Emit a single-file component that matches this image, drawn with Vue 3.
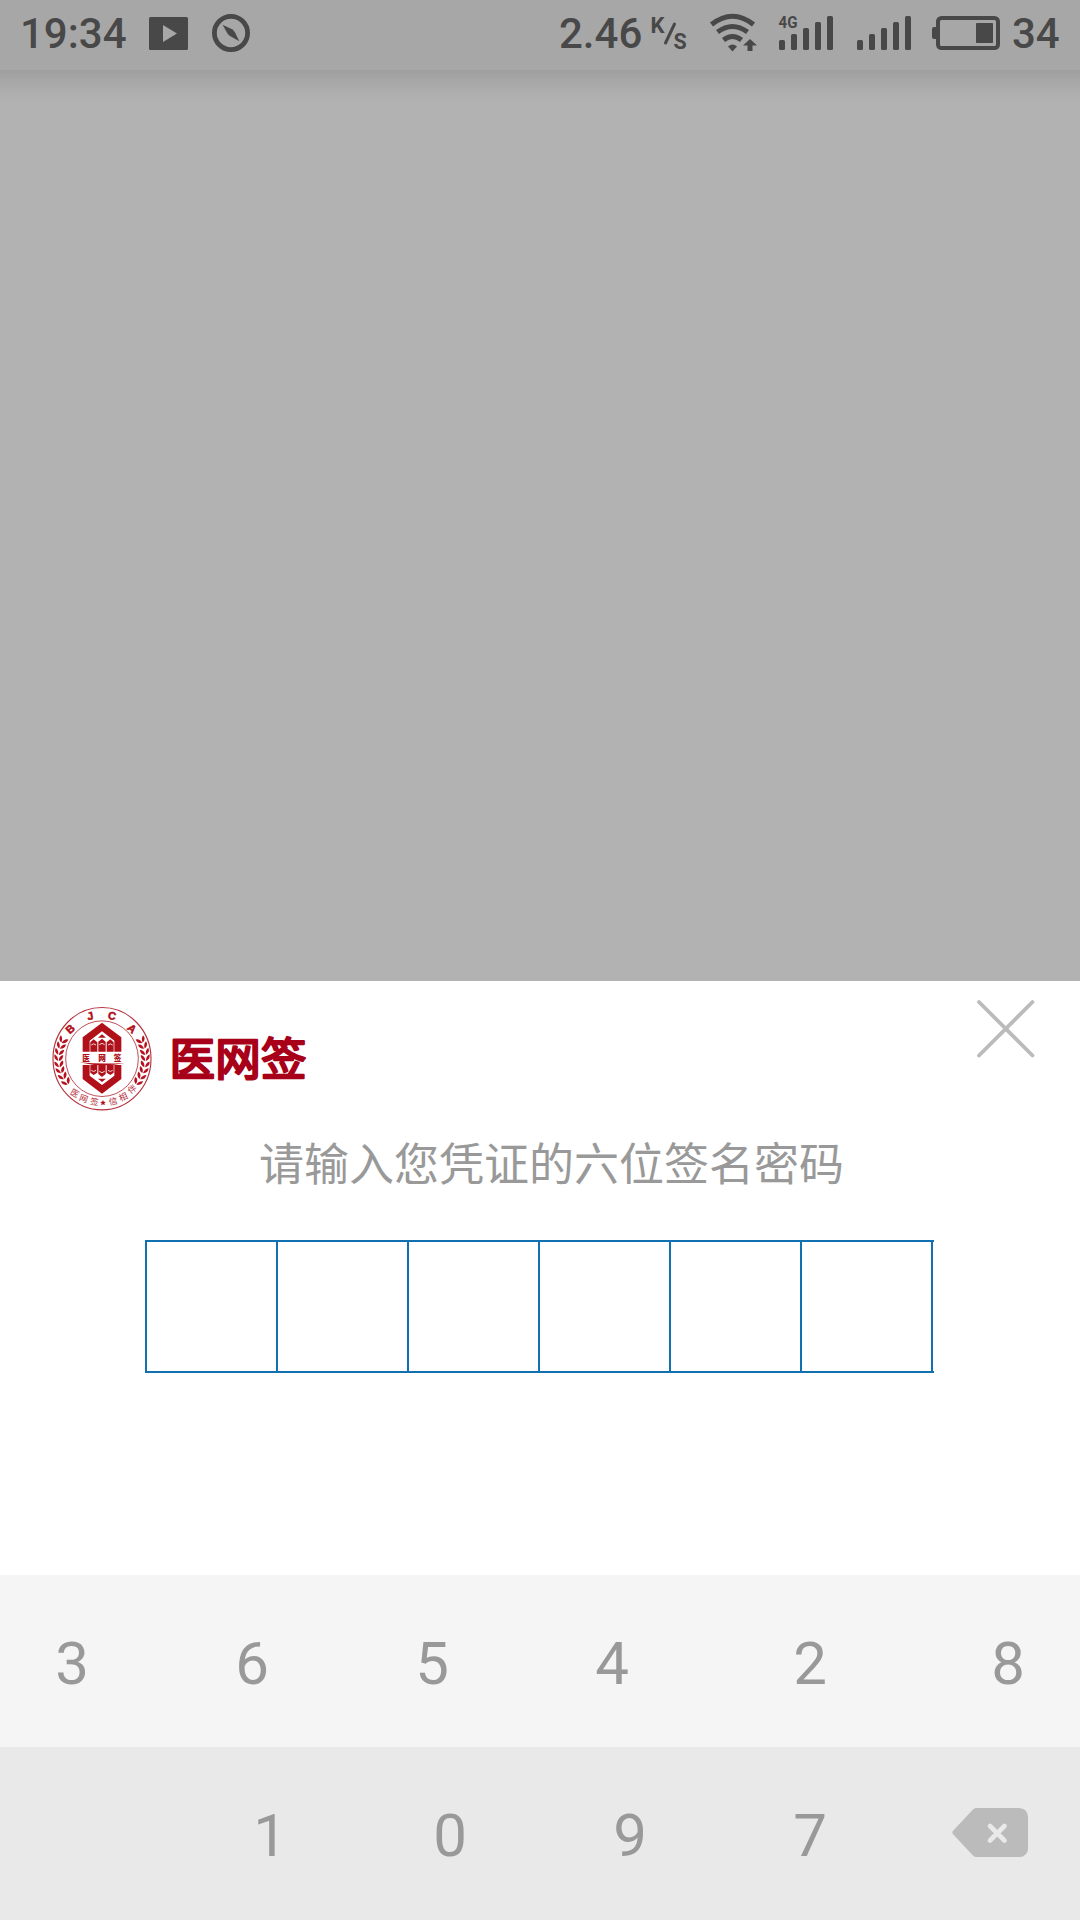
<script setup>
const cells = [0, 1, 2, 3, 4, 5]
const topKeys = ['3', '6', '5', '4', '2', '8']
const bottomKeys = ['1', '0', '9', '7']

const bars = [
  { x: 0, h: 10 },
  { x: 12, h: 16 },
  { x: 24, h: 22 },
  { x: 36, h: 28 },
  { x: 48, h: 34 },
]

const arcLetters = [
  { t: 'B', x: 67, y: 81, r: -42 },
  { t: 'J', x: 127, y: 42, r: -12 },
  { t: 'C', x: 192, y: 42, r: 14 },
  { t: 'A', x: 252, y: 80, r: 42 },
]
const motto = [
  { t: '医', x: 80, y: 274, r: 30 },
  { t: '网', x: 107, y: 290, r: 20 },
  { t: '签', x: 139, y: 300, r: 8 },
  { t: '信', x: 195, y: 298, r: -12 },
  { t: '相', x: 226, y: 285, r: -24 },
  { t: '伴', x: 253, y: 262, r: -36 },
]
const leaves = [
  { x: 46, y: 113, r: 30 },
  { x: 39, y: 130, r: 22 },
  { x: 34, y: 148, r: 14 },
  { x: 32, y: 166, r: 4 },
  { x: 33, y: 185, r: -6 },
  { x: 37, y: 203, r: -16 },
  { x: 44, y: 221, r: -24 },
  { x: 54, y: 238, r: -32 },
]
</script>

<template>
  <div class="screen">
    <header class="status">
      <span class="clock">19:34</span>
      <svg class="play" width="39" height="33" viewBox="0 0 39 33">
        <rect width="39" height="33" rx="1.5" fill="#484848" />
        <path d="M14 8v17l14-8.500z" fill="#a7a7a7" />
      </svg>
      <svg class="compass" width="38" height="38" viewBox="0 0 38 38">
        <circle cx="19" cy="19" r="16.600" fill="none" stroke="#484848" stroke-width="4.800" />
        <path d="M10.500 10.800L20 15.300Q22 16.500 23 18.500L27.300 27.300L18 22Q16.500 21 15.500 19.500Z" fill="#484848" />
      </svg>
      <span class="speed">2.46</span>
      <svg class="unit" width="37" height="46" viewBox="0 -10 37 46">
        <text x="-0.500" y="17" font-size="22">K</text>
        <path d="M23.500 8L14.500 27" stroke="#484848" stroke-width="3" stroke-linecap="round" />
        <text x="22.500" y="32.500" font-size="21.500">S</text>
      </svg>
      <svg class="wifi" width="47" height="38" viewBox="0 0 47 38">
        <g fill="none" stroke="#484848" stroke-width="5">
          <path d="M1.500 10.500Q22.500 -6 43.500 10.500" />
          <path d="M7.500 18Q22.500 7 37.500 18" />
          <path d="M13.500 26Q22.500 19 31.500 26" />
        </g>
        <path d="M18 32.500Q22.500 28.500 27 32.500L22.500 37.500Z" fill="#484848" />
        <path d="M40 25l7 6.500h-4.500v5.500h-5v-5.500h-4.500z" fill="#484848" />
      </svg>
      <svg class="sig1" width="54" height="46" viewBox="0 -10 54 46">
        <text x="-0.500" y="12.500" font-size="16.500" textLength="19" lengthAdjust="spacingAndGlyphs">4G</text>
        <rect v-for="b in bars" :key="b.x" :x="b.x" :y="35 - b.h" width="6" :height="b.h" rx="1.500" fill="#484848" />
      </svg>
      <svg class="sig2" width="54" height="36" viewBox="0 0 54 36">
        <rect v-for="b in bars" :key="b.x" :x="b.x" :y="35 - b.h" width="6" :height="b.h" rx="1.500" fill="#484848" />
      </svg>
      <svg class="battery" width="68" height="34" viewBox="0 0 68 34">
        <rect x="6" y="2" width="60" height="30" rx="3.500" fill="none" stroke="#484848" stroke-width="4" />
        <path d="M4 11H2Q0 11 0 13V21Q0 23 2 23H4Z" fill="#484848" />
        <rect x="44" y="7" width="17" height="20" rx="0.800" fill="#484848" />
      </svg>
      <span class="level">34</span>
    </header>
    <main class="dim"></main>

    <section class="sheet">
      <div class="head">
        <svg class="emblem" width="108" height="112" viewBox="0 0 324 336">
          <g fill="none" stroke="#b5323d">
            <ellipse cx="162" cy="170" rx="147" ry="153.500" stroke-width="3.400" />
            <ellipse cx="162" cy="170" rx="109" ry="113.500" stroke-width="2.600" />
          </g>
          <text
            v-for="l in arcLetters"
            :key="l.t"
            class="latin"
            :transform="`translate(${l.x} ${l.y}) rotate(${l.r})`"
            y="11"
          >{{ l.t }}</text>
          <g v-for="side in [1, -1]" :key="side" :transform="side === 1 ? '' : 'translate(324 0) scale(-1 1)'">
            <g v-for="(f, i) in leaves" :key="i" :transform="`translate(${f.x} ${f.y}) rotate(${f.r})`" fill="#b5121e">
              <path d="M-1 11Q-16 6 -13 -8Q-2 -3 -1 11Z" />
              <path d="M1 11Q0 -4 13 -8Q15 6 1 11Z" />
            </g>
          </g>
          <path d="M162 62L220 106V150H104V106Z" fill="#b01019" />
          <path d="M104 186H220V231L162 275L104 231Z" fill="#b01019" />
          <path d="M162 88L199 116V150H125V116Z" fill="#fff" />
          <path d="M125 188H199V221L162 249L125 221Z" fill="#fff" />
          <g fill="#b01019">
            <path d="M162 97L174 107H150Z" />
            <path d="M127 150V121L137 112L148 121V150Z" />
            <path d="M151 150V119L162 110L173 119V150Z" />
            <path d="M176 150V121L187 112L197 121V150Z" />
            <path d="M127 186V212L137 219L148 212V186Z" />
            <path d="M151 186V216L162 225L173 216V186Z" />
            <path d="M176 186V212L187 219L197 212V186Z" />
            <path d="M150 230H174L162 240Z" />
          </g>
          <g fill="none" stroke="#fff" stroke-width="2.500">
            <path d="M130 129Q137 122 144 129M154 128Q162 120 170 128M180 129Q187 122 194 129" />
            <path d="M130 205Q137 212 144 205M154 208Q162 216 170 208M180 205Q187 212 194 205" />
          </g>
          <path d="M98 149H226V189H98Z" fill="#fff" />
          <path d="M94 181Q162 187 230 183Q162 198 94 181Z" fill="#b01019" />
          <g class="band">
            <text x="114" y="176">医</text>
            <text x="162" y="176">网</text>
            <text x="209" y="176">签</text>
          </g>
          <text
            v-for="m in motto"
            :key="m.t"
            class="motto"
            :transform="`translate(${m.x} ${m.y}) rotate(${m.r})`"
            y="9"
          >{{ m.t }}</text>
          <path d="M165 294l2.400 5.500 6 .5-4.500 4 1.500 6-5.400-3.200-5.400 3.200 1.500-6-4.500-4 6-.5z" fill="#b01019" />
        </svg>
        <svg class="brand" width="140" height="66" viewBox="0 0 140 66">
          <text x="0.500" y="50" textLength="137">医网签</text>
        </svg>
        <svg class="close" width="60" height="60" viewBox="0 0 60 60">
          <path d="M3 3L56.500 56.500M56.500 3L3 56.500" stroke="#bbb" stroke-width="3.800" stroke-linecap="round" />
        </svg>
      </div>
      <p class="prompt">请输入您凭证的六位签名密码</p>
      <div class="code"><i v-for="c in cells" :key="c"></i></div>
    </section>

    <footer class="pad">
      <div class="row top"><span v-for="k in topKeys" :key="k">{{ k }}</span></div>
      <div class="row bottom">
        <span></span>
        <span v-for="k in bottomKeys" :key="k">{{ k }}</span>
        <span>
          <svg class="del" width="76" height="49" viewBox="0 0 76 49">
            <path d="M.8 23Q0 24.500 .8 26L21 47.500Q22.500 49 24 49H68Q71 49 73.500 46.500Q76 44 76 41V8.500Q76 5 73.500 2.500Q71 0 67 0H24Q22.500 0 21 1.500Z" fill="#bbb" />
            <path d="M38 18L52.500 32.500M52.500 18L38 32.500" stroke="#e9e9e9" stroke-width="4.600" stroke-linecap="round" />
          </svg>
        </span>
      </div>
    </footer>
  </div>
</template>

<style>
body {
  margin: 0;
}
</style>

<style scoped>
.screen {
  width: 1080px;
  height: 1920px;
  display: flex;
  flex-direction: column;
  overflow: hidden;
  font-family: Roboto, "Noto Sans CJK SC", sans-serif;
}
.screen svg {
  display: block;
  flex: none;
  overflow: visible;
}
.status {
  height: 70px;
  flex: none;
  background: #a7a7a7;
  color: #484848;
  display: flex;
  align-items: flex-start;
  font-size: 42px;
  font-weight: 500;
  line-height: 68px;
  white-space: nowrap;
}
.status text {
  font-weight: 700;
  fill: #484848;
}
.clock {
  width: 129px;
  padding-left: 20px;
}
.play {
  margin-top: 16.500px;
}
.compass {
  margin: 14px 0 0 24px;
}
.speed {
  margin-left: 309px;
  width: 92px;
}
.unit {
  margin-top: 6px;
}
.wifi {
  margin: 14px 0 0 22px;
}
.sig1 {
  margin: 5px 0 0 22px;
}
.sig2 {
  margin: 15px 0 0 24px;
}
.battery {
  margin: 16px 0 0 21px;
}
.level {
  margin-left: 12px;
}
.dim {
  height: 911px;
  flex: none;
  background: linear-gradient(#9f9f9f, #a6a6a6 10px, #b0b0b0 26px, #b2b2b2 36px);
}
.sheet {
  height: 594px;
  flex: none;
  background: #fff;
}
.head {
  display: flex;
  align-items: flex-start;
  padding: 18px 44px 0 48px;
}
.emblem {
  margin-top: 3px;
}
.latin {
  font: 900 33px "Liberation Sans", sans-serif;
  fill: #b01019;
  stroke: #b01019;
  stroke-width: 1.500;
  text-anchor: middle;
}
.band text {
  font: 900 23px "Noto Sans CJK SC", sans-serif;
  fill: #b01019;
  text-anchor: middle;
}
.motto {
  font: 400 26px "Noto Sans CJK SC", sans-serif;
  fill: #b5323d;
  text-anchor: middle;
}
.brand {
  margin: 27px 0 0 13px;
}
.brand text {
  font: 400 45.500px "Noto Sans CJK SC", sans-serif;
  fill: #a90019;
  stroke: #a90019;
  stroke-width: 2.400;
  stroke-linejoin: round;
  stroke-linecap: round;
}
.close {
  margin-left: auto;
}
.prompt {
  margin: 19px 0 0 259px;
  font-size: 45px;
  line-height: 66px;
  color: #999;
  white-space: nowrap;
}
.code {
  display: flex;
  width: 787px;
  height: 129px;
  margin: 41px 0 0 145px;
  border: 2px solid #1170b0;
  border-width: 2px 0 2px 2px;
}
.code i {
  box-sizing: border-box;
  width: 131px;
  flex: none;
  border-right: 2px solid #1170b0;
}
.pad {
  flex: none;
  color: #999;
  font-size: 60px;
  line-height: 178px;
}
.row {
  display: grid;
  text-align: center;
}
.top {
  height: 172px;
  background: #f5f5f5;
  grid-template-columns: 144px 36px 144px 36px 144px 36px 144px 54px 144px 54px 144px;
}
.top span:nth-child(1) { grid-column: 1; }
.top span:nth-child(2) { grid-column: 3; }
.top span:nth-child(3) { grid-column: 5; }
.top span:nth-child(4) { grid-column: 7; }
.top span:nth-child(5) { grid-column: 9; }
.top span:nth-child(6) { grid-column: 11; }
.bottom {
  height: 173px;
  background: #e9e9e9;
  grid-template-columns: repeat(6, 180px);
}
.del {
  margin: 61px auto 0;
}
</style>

WHAT YOU HAVE TO DO →
Repeat only the lines from the beginning of the material through the line containing "const bottomKeys = ['1', '0', '9', '7']", both ends kept, leaving pictures out.

RESULT BELOW →
Emit a single-file component that matches this image, drawn with Vue 3.
<script setup>
const cells = [0, 1, 2, 3, 4, 5]
const topKeys = ['3', '6', '5', '4', '2', '8']
const bottomKeys = ['1', '0', '9', '7']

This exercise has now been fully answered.